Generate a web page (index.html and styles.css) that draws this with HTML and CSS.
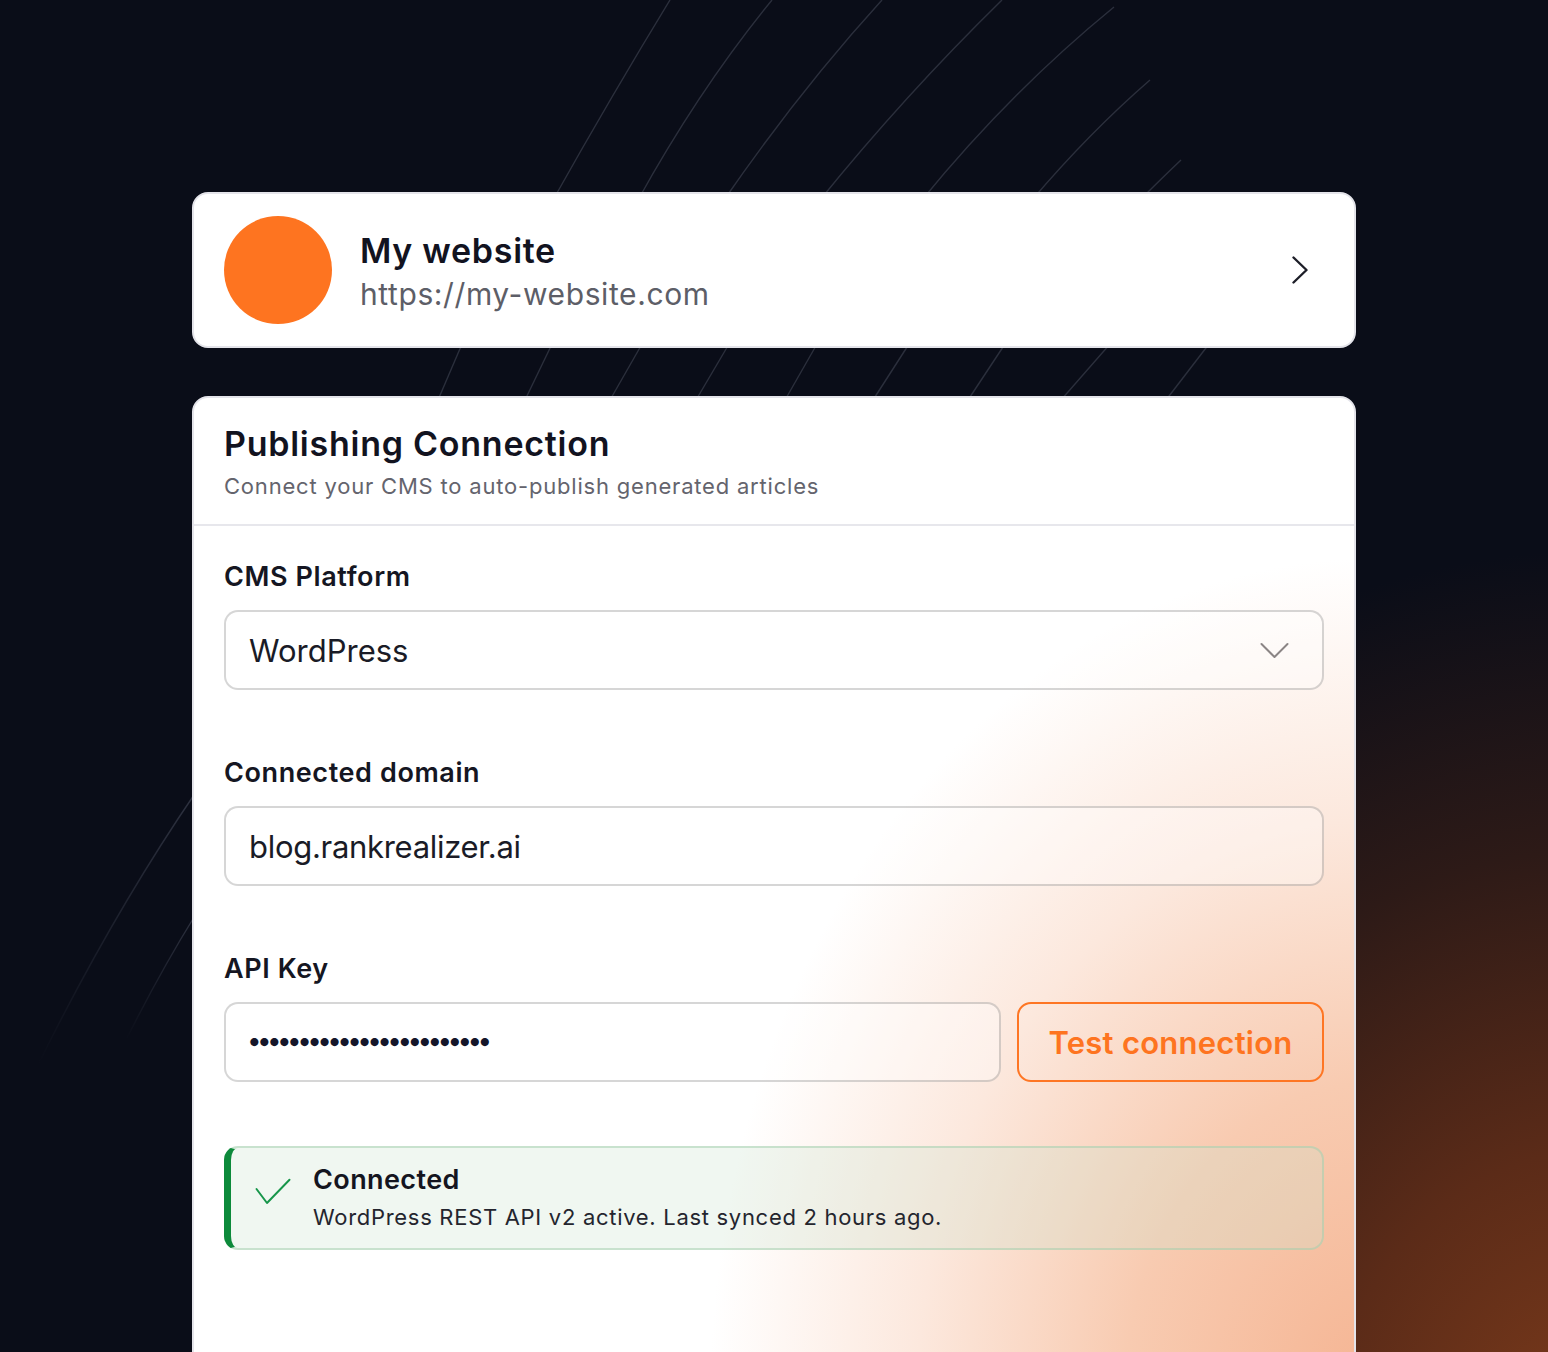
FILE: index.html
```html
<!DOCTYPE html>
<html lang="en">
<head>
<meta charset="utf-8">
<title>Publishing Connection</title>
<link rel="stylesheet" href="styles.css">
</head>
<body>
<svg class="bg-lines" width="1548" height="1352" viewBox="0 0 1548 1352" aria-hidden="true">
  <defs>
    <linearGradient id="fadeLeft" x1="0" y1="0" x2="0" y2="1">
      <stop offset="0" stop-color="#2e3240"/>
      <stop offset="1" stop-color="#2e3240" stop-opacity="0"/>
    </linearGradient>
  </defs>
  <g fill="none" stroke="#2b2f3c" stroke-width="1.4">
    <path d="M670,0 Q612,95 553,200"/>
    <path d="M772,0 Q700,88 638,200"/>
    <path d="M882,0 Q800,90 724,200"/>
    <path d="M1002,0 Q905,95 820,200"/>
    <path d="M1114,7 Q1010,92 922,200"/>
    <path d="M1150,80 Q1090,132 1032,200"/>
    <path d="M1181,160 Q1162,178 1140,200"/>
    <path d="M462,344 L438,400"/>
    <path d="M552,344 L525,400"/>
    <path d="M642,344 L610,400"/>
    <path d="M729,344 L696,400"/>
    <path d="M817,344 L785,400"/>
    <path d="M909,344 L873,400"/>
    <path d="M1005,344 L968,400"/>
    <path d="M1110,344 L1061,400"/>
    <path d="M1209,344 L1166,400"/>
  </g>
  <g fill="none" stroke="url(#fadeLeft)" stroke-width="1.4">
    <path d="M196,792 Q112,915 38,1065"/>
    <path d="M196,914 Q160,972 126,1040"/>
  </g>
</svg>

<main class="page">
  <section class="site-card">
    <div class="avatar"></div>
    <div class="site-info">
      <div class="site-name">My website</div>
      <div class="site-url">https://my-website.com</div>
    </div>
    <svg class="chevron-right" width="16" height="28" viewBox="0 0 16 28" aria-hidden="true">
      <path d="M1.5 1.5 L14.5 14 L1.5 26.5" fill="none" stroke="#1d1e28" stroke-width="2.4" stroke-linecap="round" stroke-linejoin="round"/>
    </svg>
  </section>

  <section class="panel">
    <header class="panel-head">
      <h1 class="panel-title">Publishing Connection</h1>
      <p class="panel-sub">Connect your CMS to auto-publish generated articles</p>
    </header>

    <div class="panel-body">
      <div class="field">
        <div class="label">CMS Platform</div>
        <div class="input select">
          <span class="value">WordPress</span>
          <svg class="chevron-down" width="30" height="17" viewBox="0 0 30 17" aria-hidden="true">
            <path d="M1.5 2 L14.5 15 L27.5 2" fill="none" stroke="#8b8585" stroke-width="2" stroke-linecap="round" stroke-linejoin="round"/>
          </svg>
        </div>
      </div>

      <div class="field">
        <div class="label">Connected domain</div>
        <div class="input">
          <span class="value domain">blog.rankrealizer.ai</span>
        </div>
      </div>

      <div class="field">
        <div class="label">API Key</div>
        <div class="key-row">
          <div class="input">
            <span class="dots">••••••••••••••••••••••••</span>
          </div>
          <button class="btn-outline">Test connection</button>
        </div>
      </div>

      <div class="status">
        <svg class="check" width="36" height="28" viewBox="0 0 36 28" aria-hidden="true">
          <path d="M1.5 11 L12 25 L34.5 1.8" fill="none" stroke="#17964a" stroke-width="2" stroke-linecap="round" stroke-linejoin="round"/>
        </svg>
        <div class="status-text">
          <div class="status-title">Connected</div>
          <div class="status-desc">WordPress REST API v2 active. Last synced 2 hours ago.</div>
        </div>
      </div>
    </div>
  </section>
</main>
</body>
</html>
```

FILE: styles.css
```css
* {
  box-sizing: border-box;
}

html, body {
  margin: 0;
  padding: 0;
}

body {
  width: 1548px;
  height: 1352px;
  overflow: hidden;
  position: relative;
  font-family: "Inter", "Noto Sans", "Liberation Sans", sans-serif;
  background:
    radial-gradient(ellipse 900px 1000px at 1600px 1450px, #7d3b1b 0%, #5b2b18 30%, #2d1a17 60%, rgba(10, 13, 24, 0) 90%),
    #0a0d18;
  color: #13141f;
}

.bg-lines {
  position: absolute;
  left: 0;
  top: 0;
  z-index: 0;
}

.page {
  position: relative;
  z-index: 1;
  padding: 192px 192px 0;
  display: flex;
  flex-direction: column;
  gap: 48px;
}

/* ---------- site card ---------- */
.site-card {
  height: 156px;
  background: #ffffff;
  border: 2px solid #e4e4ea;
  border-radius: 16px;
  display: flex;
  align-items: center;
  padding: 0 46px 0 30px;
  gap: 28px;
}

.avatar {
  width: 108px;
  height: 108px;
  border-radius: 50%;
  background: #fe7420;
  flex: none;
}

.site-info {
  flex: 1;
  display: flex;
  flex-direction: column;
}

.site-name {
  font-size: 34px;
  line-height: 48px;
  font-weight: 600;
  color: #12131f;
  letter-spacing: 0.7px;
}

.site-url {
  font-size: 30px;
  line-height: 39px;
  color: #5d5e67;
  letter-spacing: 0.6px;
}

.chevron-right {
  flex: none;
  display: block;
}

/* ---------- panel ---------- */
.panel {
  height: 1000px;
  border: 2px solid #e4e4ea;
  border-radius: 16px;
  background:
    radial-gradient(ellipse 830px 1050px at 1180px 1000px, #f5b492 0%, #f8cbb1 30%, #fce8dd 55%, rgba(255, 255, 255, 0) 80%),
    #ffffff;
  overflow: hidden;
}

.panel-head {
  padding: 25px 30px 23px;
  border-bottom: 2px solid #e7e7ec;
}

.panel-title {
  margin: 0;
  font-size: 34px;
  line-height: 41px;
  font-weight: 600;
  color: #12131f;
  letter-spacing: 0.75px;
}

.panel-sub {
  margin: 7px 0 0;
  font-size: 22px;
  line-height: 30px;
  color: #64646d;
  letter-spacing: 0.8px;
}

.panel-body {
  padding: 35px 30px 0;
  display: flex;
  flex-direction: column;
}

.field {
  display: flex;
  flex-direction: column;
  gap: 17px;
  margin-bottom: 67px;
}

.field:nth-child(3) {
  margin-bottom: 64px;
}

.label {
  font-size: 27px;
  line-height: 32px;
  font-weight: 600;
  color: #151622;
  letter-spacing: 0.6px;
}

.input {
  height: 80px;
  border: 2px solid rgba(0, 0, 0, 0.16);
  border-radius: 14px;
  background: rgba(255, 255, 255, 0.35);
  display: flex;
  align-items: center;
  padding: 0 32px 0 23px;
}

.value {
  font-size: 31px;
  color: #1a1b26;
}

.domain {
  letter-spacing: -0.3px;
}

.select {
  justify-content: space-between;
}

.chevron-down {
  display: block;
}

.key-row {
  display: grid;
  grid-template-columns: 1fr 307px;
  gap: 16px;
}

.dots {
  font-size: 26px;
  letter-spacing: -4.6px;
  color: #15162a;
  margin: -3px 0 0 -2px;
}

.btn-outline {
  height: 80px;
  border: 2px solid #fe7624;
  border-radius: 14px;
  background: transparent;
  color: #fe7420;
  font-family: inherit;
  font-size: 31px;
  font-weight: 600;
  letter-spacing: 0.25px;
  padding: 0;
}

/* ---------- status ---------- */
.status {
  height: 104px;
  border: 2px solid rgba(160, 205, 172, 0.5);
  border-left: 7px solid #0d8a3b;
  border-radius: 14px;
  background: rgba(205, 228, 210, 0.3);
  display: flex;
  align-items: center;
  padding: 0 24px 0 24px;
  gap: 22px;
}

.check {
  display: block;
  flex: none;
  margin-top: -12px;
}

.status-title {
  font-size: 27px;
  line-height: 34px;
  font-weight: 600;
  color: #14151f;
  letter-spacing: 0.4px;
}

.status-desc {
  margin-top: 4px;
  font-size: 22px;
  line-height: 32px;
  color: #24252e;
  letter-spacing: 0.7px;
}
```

EXERCISE OBJECTIVE: Reproduce the full listing faithfully, but do not carry over any pictures.

RESULT FOR THIS EXERCISE:
Generate a web page (index.html and styles.css) that draws this with HTML and CSS.
FILE: index.html
```html
<!DOCTYPE html>
<html lang="en">
<head>
<meta charset="utf-8">
<title>Publishing Connection</title>
<link rel="stylesheet" href="styles.css">
</head>
<body>
<svg class="bg-lines" width="1548" height="1352" viewBox="0 0 1548 1352" aria-hidden="true">
  <defs>
    <linearGradient id="fadeLeft" x1="0" y1="0" x2="0" y2="1">
      <stop offset="0" stop-color="#2e3240"/>
      <stop offset="1" stop-color="#2e3240" stop-opacity="0"/>
    </linearGradient>
  </defs>
  <g fill="none" stroke="#2b2f3c" stroke-width="1.4">
    <path d="M670,0 Q612,95 553,200"/>
    <path d="M772,0 Q700,88 638,200"/>
    <path d="M882,0 Q800,90 724,200"/>
    <path d="M1002,0 Q905,95 820,200"/>
    <path d="M1114,7 Q1010,92 922,200"/>
    <path d="M1150,80 Q1090,132 1032,200"/>
    <path d="M1181,160 Q1162,178 1140,200"/>
    <path d="M462,344 L438,400"/>
    <path d="M552,344 L525,400"/>
    <path d="M642,344 L610,400"/>
    <path d="M729,344 L696,400"/>
    <path d="M817,344 L785,400"/>
    <path d="M909,344 L873,400"/>
    <path d="M1005,344 L968,400"/>
    <path d="M1110,344 L1061,400"/>
    <path d="M1209,344 L1166,400"/>
  </g>
  <g fill="none" stroke="url(#fadeLeft)" stroke-width="1.4">
    <path d="M196,792 Q112,915 38,1065"/>
    <path d="M196,914 Q160,972 126,1040"/>
  </g>
</svg>

<main class="page">
  <section class="site-card">
    <div class="avatar"></div>
    <div class="site-info">
      <div class="site-name">My website</div>
      <div class="site-url">https://my-website.com</div>
    </div>
    <svg class="chevron-right" width="16" height="28" viewBox="0 0 16 28" aria-hidden="true">
      <path d="M1.5 1.5 L14.5 14 L1.5 26.5" fill="none" stroke="#1d1e28" stroke-width="2.4" stroke-linecap="round" stroke-linejoin="round"/>
    </svg>
  </section>

  <section class="panel">
    <header class="panel-head">
      <h1 class="panel-title">Publishing Connection</h1>
      <p class="panel-sub">Connect your CMS to auto-publish generated articles</p>
    </header>

    <div class="panel-body">
      <div class="field">
        <div class="label">CMS Platform</div>
        <div class="input select">
          <span class="value">WordPress</span>
          <svg class="chevron-down" width="30" height="17" viewBox="0 0 30 17" aria-hidden="true">
            <path d="M1.5 2 L14.5 15 L27.5 2" fill="none" stroke="#8b8585" stroke-width="2" stroke-linecap="round" stroke-linejoin="round"/>
          </svg>
        </div>
      </div>

      <div class="field">
        <div class="label">Connected domain</div>
        <div class="input">
          <span class="value domain">blog.rankrealizer.ai</span>
        </div>
      </div>

      <div class="field">
        <div class="label">API Key</div>
        <div class="key-row">
          <div class="input">
            <span class="dots">••••••••••••••••••••••••</span>
          </div>
          <button class="btn-outline">Test connection</button>
        </div>
      </div>

      <div class="status">
        <svg class="check" width="36" height="28" viewBox="0 0 36 28" aria-hidden="true">
          <path d="M1.5 11 L12 25 L34.5 1.8" fill="none" stroke="#17964a" stroke-width="2" stroke-linecap="round" stroke-linejoin="round"/>
        </svg>
        <div class="status-text">
          <div class="status-title">Connected</div>
          <div class="status-desc">WordPress REST API v2 active. Last synced 2 hours ago.</div>
        </div>
      </div>
    </div>
  </section>
</main>
</body>
</html>
```

FILE: styles.css
```css
* {
  box-sizing: border-box;
}

html, body {
  margin: 0;
  padding: 0;
}

body {
  width: 1548px;
  height: 1352px;
  overflow: hidden;
  position: relative;
  font-family: "Inter", "Noto Sans", "Liberation Sans", sans-serif;
  background:
    radial-gradient(ellipse 900px 1000px at 1600px 1450px, #7d3b1b 0%, #5b2b18 30%, #2d1a17 60%, rgba(10, 13, 24, 0) 90%),
    #0a0d18;
  color: #13141f;
}

.bg-lines {
  position: absolute;
  left: 0;
  top: 0;
  z-index: 0;
}

.page {
  position: relative;
  z-index: 1;
  padding: 192px 192px 0;
  display: flex;
  flex-direction: column;
  gap: 48px;
}

/* ---------- site card ---------- */
.site-card {
  height: 156px;
  background: #ffffff;
  border: 2px solid #e4e4ea;
  border-radius: 16px;
  display: flex;
  align-items: center;
  padding: 0 46px 0 30px;
  gap: 28px;
}

.avatar {
  width: 108px;
  height: 108px;
  border-radius: 50%;
  background: #fe7420;
  flex: none;
}

.site-info {
  flex: 1;
  display: flex;
  flex-direction: column;
}

.site-name {
  font-size: 34px;
  line-height: 48px;
  font-weight: 600;
  color: #12131f;
  letter-spacing: 0.7px;
}

.site-url {
  font-size: 30px;
  line-height: 39px;
  color: #5d5e67;
  letter-spacing: 0.6px;
}

.chevron-right {
  flex: none;
  display: block;
}

/* ---------- panel ---------- */
.panel {
  height: 1000px;
  border: 2px solid #e4e4ea;
  border-radius: 16px;
  background:
    radial-gradient(ellipse 830px 1050px at 1180px 1000px, #f5b492 0%, #f8cbb1 30%, #fce8dd 55%, rgba(255, 255, 255, 0) 80%),
    #ffffff;
  overflow: hidden;
}

.panel-head {
  padding: 25px 30px 23px;
  border-bottom: 2px solid #e7e7ec;
}

.panel-title {
  margin: 0;
  font-size: 34px;
  line-height: 41px;
  font-weight: 600;
  color: #12131f;
  letter-spacing: 0.75px;
}

.panel-sub {
  margin: 7px 0 0;
  font-size: 22px;
  line-height: 30px;
  color: #64646d;
  letter-spacing: 0.8px;
}

.panel-body {
  padding: 35px 30px 0;
  display: flex;
  flex-direction: column;
}

.field {
  display: flex;
  flex-direction: column;
  gap: 17px;
  margin-bottom: 67px;
}

.field:nth-child(3) {
  margin-bottom: 64px;
}

.label {
  font-size: 27px;
  line-height: 32px;
  font-weight: 600;
  color: #151622;
  letter-spacing: 0.6px;
}

.input {
  height: 80px;
  border: 2px solid rgba(0, 0, 0, 0.16);
  border-radius: 14px;
  background: rgba(255, 255, 255, 0.35);
  display: flex;
  align-items: center;
  padding: 0 32px 0 23px;
}

.value {
  font-size: 31px;
  color: #1a1b26;
}

.domain {
  letter-spacing: -0.3px;
}

.select {
  justify-content: space-between;
}

.chevron-down {
  display: block;
}

.key-row {
  display: grid;
  grid-template-columns: 1fr 307px;
  gap: 16px;
}

.dots {
  font-size: 26px;
  letter-spacing: -4.6px;
  color: #15162a;
  margin: -3px 0 0 -2px;
}

.btn-outline {
  height: 80px;
  border: 2px solid #fe7624;
  border-radius: 14px;
  background: transparent;
  color: #fe7420;
  font-family: inherit;
  font-size: 31px;
  font-weight: 600;
  letter-spacing: 0.25px;
  padding: 0;
}

/* ---------- status ---------- */
.status {
  height: 104px;
  border: 2px solid rgba(160, 205, 172, 0.5);
  border-left: 7px solid #0d8a3b;
  border-radius: 14px;
  background: rgba(205, 228, 210, 0.3);
  display: flex;
  align-items: center;
  padding: 0 24px 0 24px;
  gap: 22px;
}

.check {
  display: block;
  flex: none;
  margin-top: -12px;
}

.status-title {
  font-size: 27px;
  line-height: 34px;
  font-weight: 600;
  color: #14151f;
  letter-spacing: 0.4px;
}

.status-desc {
  margin-top: 4px;
  font-size: 22px;
  line-height: 32px;
  color: #24252e;
  letter-spacing: 0.7px;
}
```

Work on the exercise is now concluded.